The exercise =
From the listing below, pick out each line with the word "index".

━━ Supplied material ━━

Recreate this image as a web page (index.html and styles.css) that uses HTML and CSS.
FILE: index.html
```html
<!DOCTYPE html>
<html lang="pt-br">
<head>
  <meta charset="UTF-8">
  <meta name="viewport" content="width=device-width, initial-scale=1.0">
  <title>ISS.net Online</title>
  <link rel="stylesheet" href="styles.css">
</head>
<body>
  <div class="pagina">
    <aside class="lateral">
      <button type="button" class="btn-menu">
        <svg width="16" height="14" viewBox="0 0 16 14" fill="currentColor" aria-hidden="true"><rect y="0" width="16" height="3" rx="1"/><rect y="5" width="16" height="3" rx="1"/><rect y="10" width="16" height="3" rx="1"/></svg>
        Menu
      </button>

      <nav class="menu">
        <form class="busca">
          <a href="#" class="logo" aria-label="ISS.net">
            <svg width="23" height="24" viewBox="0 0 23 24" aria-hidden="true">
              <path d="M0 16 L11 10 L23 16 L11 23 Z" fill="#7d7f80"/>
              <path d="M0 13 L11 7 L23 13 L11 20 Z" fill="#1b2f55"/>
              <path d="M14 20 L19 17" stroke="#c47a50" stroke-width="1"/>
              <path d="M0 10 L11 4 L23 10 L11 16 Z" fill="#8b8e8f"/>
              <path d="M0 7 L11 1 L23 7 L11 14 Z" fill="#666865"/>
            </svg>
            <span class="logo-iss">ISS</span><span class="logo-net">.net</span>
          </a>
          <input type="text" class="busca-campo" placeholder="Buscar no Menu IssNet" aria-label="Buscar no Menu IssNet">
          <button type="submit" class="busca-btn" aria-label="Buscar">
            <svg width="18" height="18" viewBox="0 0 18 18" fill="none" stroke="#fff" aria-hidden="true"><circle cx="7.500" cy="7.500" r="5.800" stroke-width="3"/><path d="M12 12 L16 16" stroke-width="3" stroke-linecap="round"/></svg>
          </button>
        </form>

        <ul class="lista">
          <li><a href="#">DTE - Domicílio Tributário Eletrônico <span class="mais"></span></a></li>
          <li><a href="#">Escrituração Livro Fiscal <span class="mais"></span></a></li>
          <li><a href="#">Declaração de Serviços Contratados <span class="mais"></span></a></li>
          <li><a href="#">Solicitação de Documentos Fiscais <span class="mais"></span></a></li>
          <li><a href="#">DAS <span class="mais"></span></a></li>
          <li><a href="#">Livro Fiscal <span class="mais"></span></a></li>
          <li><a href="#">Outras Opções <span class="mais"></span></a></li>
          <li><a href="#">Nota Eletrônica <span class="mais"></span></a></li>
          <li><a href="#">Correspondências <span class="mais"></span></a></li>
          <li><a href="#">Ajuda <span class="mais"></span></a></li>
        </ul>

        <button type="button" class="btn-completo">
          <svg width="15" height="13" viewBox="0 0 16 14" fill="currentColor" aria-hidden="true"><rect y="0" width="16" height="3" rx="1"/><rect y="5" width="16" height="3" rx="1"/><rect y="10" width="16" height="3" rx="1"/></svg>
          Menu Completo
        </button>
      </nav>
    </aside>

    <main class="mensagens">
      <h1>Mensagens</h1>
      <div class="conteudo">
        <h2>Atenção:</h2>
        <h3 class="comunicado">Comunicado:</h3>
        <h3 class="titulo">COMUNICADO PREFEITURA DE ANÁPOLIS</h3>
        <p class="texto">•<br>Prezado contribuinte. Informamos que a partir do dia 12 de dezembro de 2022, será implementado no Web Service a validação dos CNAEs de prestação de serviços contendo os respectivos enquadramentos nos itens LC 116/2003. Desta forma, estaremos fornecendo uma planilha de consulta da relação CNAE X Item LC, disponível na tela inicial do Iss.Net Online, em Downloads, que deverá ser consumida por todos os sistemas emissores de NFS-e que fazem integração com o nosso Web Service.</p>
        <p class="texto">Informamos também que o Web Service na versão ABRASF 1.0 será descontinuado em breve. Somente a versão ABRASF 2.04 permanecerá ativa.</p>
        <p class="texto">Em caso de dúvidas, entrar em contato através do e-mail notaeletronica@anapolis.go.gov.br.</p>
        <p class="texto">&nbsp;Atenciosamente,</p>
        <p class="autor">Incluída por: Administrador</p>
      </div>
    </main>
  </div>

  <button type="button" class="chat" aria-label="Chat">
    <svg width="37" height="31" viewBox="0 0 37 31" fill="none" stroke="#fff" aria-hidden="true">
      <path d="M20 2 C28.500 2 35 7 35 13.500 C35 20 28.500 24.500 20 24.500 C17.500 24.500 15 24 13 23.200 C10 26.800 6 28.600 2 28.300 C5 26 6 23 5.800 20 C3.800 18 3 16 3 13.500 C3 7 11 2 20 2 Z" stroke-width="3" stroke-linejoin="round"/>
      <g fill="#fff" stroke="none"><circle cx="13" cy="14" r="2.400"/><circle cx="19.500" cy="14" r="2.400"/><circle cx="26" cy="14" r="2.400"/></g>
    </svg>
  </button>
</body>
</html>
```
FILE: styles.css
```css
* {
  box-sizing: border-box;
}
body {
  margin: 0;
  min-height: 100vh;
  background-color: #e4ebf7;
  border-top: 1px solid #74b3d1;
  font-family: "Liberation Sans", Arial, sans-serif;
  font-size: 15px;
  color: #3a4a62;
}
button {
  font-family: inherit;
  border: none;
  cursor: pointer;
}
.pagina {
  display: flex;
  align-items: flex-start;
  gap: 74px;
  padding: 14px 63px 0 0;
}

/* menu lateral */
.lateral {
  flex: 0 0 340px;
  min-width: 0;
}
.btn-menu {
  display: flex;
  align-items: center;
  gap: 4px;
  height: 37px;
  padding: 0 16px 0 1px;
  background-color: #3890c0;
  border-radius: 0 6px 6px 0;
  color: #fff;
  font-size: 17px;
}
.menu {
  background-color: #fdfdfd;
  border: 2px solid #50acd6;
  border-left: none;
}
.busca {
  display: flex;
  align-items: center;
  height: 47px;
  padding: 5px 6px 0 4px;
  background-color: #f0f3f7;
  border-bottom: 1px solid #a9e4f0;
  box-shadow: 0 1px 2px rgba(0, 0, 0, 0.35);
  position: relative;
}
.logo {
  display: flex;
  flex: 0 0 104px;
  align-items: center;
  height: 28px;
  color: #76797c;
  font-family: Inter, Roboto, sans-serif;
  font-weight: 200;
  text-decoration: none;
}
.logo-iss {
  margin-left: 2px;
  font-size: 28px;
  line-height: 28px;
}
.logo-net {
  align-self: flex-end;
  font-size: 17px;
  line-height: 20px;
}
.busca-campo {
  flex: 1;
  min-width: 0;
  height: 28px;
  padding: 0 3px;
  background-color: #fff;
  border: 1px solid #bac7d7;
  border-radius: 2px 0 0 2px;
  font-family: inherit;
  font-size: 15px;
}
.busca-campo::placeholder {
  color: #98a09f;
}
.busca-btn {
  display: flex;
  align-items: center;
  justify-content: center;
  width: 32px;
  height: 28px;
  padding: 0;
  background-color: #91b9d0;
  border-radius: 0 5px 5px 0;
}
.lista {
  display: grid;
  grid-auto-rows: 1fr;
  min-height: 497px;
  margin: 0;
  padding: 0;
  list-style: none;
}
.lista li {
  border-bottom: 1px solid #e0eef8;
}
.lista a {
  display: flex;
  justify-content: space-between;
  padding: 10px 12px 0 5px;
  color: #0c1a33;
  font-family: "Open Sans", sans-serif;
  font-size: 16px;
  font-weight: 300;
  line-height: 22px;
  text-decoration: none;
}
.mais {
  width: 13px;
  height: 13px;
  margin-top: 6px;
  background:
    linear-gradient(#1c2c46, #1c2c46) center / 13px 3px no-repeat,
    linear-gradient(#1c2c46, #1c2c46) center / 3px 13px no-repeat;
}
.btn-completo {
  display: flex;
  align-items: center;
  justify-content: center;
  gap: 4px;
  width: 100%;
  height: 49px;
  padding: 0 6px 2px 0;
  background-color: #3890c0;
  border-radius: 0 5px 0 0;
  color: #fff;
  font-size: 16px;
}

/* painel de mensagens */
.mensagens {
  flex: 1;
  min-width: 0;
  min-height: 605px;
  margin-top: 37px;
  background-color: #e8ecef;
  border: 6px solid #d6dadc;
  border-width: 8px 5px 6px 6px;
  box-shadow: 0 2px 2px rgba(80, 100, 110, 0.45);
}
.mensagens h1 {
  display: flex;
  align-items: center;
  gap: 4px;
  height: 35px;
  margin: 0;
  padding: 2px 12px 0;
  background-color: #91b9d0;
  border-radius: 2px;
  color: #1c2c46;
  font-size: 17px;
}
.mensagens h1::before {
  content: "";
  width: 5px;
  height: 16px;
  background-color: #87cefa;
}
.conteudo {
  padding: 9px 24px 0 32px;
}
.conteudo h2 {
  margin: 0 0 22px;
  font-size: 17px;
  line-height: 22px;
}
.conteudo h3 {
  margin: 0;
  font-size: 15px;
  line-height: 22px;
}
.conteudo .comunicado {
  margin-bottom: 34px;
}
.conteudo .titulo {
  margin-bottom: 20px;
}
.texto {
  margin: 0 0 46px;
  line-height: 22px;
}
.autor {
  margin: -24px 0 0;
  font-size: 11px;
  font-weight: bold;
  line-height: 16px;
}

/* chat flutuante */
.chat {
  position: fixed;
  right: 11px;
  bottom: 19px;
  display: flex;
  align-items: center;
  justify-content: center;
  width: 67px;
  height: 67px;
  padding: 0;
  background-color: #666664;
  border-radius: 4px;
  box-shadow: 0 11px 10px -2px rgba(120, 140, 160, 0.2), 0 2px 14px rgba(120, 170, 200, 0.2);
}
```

━━━

Exercise output =
Recreate this image as a web page (index.html and styles.css) that uses HTML and CSS.
FILE: index.html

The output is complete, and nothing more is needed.